◆ **Objective**
Identify each line containing the word "components" and copy it.

◆ **Data block**
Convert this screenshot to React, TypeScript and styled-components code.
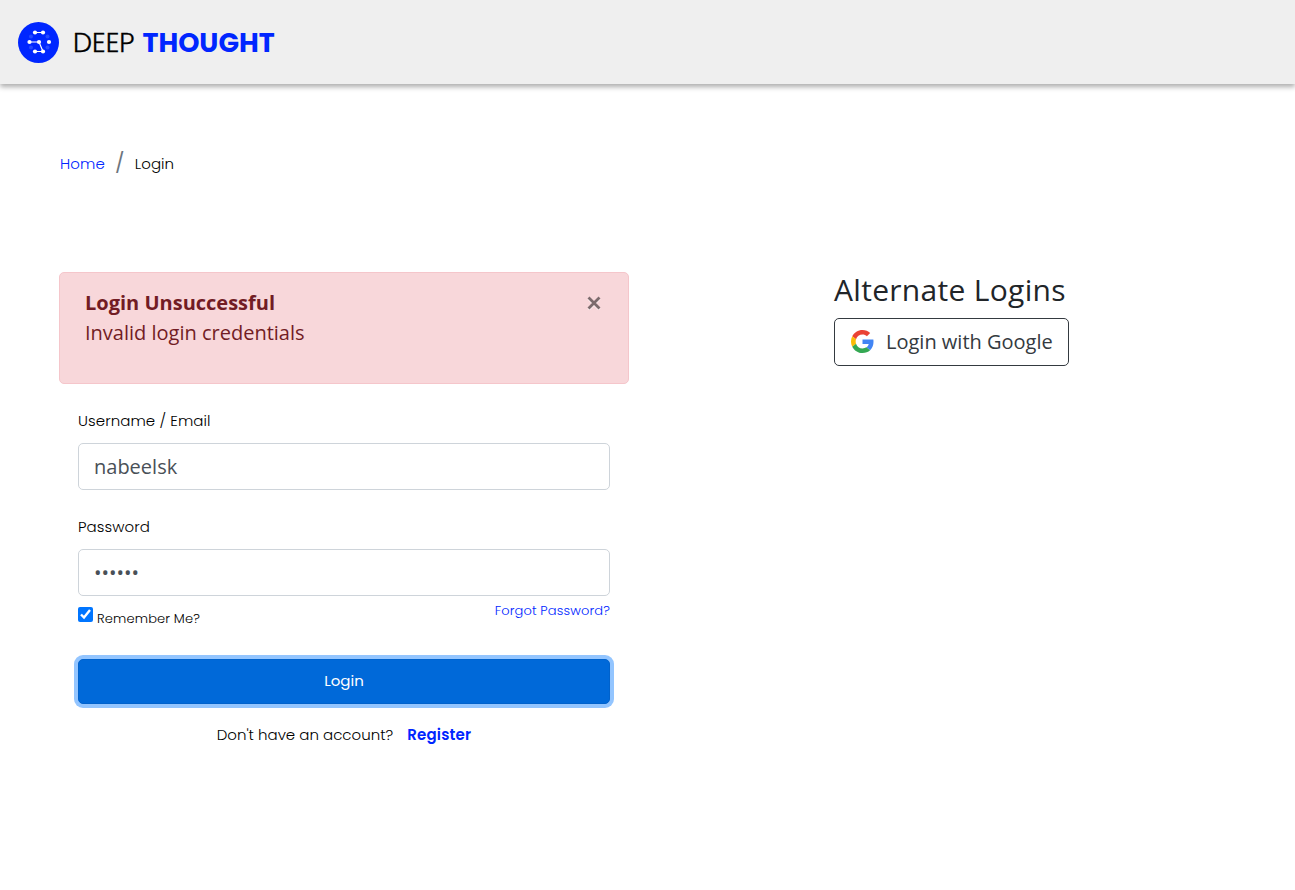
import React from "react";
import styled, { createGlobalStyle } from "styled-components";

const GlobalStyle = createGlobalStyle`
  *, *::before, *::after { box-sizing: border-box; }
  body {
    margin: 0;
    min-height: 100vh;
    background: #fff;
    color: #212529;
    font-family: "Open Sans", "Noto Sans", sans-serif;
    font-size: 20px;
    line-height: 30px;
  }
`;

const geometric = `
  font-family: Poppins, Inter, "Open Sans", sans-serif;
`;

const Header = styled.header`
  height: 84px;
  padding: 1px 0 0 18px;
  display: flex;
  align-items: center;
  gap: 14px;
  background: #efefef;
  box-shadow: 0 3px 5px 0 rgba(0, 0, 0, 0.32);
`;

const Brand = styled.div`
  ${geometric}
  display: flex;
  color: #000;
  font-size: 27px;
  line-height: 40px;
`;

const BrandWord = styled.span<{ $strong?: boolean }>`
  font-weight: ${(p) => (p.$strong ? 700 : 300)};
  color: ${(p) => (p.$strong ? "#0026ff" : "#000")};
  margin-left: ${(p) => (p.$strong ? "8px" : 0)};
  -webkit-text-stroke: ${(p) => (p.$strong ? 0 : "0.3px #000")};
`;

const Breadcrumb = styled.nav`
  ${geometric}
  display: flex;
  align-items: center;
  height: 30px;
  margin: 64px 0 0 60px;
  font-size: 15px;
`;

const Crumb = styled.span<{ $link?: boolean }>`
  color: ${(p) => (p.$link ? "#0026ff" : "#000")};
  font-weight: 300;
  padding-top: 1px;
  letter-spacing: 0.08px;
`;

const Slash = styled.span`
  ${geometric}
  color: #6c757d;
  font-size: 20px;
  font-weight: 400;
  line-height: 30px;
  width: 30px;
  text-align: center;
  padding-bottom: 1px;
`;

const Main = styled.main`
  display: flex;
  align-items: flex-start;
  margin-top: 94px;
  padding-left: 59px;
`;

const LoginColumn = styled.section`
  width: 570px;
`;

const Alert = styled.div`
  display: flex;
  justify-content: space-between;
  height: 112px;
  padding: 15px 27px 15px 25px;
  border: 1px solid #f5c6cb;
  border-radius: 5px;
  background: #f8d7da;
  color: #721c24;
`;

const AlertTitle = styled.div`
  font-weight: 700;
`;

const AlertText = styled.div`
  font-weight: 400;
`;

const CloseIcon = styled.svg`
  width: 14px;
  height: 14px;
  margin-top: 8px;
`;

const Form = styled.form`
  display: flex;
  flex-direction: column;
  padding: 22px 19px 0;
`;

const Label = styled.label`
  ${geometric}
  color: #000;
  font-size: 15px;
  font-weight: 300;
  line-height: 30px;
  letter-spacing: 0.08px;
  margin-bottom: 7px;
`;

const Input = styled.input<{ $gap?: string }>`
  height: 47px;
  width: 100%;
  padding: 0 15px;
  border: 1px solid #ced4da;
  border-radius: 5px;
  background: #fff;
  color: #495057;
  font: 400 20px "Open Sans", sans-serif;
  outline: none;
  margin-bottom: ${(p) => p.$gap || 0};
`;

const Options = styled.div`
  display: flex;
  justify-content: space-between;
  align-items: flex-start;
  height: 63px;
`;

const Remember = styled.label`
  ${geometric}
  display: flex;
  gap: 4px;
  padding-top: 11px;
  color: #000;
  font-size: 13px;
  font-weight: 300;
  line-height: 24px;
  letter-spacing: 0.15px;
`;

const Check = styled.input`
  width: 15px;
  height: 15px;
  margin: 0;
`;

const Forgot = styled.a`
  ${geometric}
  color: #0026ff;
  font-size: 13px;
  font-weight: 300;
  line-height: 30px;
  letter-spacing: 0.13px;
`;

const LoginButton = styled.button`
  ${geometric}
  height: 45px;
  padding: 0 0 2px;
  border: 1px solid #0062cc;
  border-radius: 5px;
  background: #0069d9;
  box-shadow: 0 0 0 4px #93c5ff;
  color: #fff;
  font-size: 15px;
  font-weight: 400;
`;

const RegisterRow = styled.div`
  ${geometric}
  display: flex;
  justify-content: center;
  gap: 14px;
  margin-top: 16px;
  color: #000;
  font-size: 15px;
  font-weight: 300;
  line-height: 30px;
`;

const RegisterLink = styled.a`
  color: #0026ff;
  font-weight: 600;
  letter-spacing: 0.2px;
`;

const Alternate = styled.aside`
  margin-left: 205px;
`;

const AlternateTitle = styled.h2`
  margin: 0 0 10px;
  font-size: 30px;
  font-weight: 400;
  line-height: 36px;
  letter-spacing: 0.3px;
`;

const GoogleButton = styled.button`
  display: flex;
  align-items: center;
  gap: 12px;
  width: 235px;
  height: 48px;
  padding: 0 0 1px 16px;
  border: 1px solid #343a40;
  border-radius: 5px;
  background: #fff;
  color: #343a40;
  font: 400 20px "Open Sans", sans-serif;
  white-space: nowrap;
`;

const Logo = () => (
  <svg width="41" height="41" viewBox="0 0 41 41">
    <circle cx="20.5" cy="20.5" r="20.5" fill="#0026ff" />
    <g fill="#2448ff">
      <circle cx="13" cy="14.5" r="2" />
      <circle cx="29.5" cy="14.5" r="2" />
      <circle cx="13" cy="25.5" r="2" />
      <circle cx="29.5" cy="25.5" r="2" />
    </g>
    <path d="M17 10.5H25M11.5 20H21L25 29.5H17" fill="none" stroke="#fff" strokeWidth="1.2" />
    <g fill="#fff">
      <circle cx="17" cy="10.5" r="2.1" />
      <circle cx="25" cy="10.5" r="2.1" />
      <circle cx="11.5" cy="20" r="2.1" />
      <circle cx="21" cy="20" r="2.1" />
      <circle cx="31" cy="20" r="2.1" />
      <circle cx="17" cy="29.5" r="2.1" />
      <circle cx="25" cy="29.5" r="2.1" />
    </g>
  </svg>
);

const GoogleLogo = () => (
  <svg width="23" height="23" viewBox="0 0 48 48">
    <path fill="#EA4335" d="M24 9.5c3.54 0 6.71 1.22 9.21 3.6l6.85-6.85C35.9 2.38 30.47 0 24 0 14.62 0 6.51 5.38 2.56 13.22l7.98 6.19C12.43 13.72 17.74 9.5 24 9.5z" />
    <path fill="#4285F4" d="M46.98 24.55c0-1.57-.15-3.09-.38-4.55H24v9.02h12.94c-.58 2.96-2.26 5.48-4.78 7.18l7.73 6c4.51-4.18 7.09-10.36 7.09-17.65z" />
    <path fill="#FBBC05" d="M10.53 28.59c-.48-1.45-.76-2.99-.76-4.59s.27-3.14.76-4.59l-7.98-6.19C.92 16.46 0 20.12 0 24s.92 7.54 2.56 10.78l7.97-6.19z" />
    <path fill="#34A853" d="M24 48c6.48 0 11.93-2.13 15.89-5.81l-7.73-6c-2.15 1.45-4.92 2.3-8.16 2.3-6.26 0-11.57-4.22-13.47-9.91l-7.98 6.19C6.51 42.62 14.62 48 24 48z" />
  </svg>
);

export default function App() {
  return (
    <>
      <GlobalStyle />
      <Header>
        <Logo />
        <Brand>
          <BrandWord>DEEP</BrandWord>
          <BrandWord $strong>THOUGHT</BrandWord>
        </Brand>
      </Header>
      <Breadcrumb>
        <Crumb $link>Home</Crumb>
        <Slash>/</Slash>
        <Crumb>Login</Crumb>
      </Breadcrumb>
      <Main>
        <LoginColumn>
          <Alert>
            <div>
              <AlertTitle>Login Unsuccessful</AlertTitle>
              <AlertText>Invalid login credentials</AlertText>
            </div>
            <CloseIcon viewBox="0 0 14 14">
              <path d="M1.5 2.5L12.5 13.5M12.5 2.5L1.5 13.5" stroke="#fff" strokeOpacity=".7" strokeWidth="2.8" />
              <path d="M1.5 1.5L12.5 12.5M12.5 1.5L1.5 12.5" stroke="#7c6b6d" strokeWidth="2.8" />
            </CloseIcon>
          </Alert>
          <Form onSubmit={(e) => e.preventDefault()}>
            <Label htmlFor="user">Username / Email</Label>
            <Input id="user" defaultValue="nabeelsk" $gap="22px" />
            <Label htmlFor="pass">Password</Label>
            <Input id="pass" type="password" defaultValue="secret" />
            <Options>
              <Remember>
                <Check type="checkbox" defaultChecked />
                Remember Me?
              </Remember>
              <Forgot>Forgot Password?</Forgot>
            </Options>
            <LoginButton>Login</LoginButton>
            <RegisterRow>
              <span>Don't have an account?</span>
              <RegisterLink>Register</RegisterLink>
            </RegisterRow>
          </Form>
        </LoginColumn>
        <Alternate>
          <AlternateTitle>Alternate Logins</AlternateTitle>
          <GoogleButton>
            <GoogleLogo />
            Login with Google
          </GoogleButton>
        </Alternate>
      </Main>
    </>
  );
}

◆ **Worked answer**
Convert this screenshot to React, TypeScript and styled-components code.
import styled, { createGlobalStyle } from "styled-components";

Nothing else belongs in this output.